HACKMAN: No. I still, when I'm getting ready to do a scene, I have a kind of opening night jitters or whatever, but I like that. That's part of the reason that I'm still in the business. There's something at stake; you're not just showing up, you're not a day player, [and] you're not just trying to make a living. The thrill of that is that there's nothing like it, absolutely nothing like it.
Do you work because you have to or do you work because you love it so much?
HACKMAN: It's both. It's still kind of a narcotic. You show up on a set and there are 80 people there waiting for you to do something fun. As I've said before, the pressure of that is fun for me. I don't know, do you like that?
HOFFMAN: Yes, there is something about coming from the stage. It's a different way of acting because you certainly don't have to reach the last person in the audience. I mean, everyone in the movie is sitting in the first row.
Aside from that, we knew we were going to be unsuccessful; that was the beauty of it. It frees you. We were out of the Kerouac generation and Ginsberg and the Beat generation. We were going to spend a lifetime being anti-establishment. That was the pretense. On The Road, that's the generation that we'd come from. I've always said, as I'm sure that Gene has, If you become an actor to make it, you're crazy. 10% work when we started and it's still true now. 90% of the Screen Actors Guild makes what, $7,000, $8,000 a year. And yet, there is a whole difference between actors that just go into film; they want to be stars and all of that. I mean, we f**king love it.
Do younger actors ask either of you for career advice?
HACKMAN: No actor has ever asked me for advice (laughing).
HOFFMAN: When we started out, we wanted to do good work. We used to have arguments and we were passionate, Duvall and Gene and myself, because each of us had a different acting teacher who taught us a different technique or approach.
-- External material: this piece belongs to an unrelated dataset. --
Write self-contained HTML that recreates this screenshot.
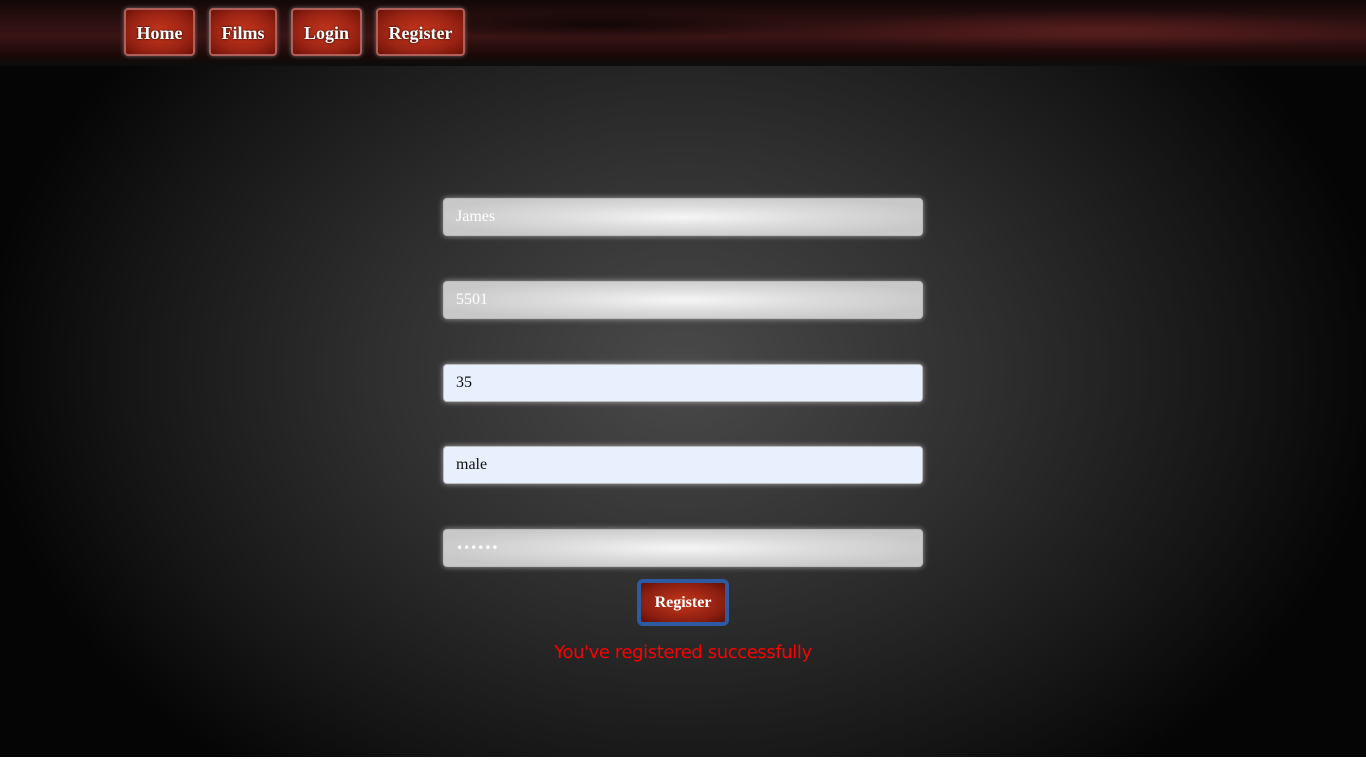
<!DOCTYPE html>
<html><head><meta charset="utf-8"><style>
html,body{margin:0;padding:0;width:1366px;height:768px;background:#fff;overflow:hidden}
#bg{position:absolute;left:0;top:0;width:1366px;height:757px;background:radial-gradient(ellipse 700px 520px at 683px 370px,#4a4a4a 0%,#2e2e2e 45%,#151515 80%,#050505 100%)}
#nav{position:absolute;left:0;top:0;width:1366px;height:66px;background:linear-gradient(180deg,#120808 0%,#2a0f0f 30%,#3a1414 55%,#1a0808 85%,#0d0d0d 100%)}
#nav:after{content:"";position:absolute;left:0;top:0;right:0;bottom:0;background:radial-gradient(ellipse 300px 20px at 1100px 30px,rgba(120,40,40,.5),transparent),radial-gradient(ellipse 200px 14px at 600px 25px,rgba(0,0,0,.6),transparent)}
.nb{position:absolute;top:8px;height:48px;box-sizing:border-box;border:2px solid #b0605a;border-radius:4px;box-shadow:0 0 4px rgba(255,255,255,.4);background:radial-gradient(ellipse at center,#c7361c 0%,#9c2414 60%,#6e1208 100%);color:#fff;font:bold 18px "Liberation Serif",serif;text-align:center;line-height:46px;z-index:2;text-shadow:0 0 2px #000}
.in{position:absolute;left:443px;width:480px;height:38px;box-sizing:border-box;border:1px solid #bbb;border-radius:4px;box-shadow:0 0 6px rgba(255,255,255,.55);font:16px "Liberation Serif",serif;padding-left:12px;line-height:36px}
.g{background:radial-gradient(ellipse 260px 22px at center,#f6f6f6 0%,#dcdcdc 50%,#c8c8c8 100%);color:#fff}
.w{background:#e8f0fe;color:#111}
#btn{position:absolute;left:637px;top:579px;width:92px;height:47px;box-sizing:border-box;border:4px solid #2d5aa0;border-radius:6px;background:radial-gradient(ellipse at center,#c7361c 0%,#8a1e10 70%,#5e0f06 100%);color:#fff;font:bold 16px "Liberation Serif",serif;text-align:center;line-height:39px}
#msg{position:absolute;left:0;width:1366px;top:642px;text-align:center;color:#f00;font:18px "DejaVu Sans","Liberation Sans",sans-serif;letter-spacing:-.4px}
</style></head><body>
<div id="bg"></div>
<div id="nav"></div>
<div class="nb" style="left:124px;width:71px">Home</div>
<div class="nb" style="left:209px;width:68px">Films</div>
<div class="nb" style="left:291px;width:71px">Login</div>
<div class="nb" style="left:376px;width:89px">Register</div>
<div class="in g" style="top:198px">James</div>
<div class="in g" style="top:281px">5501</div>
<div class="in w" style="top:364px">35</div>
<div class="in w" style="top:446px">male</div>
<div class="in g" style="top:529px;font-family:'DejaVu Sans',sans-serif;font-size:12px">••••••</div>
<div id="btn">Register</div>
<div id="msg">You've registered successfully</div>
</body></html>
We'd argue whose was the best and we argued about who did better work. There was passion about that. I have found that, I don't know, but they might come up to you and say, How can I make it? We never talked in those terms. How do we make it?
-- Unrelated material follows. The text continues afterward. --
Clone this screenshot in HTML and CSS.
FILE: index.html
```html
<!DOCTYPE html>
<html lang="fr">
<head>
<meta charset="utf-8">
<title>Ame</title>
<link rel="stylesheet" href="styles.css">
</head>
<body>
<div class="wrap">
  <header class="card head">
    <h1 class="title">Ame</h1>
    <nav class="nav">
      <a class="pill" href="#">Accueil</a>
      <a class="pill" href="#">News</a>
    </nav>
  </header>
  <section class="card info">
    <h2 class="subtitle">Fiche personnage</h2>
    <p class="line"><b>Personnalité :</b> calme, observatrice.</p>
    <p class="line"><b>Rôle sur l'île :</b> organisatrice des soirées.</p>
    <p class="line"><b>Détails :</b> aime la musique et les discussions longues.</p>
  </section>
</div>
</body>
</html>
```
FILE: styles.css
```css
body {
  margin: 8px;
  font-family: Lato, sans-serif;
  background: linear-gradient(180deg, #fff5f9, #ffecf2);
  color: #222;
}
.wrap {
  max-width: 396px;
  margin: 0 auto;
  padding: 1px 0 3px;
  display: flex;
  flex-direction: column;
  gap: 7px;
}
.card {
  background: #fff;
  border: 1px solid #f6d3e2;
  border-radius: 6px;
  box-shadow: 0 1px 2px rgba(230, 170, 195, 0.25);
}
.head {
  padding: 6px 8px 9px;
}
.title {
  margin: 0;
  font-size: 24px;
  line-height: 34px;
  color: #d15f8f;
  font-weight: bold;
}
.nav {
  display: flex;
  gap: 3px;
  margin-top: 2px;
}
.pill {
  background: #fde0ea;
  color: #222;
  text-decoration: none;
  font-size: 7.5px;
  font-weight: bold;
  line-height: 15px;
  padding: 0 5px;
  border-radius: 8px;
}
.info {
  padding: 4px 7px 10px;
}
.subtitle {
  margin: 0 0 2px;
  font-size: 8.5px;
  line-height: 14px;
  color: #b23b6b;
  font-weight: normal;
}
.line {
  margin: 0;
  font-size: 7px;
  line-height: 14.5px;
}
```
HACKMAN: Yeah, a lot of young actors will come up to you and say, How do I get started? I always tell them the same thing. I say, Go to New York, find a good acting teacher. Yeah, but I really want to go to California and do commercials. I'm like, Do that then! (laughing)
Does putting your name on a script guarantee a movie will get made?
HOFFMAN: No, it meant more in the old days. There are only a handful of people that get a movie made today. Of course, it's based on what the budget is.
I heard a rumor the other day, and I don't know if it's true or not, but Michael Douglas who's been very, very successful, some studio didn't want him because the last movie he was in didn't do well. I said to my agent, It's like it never was before. It's literally your last time at bat. It's like pitching a no-hitter and the next time, they took him out in the first inning and then suddenly they don't start him again. It all comes down to it's a terrible business today because it's so expensive from a studio perspective. It's a terrible business.
HACKMAN: In a lot of ways, it has nothing to do with how good of an actor you are. It really is a bottom-line kind of decision.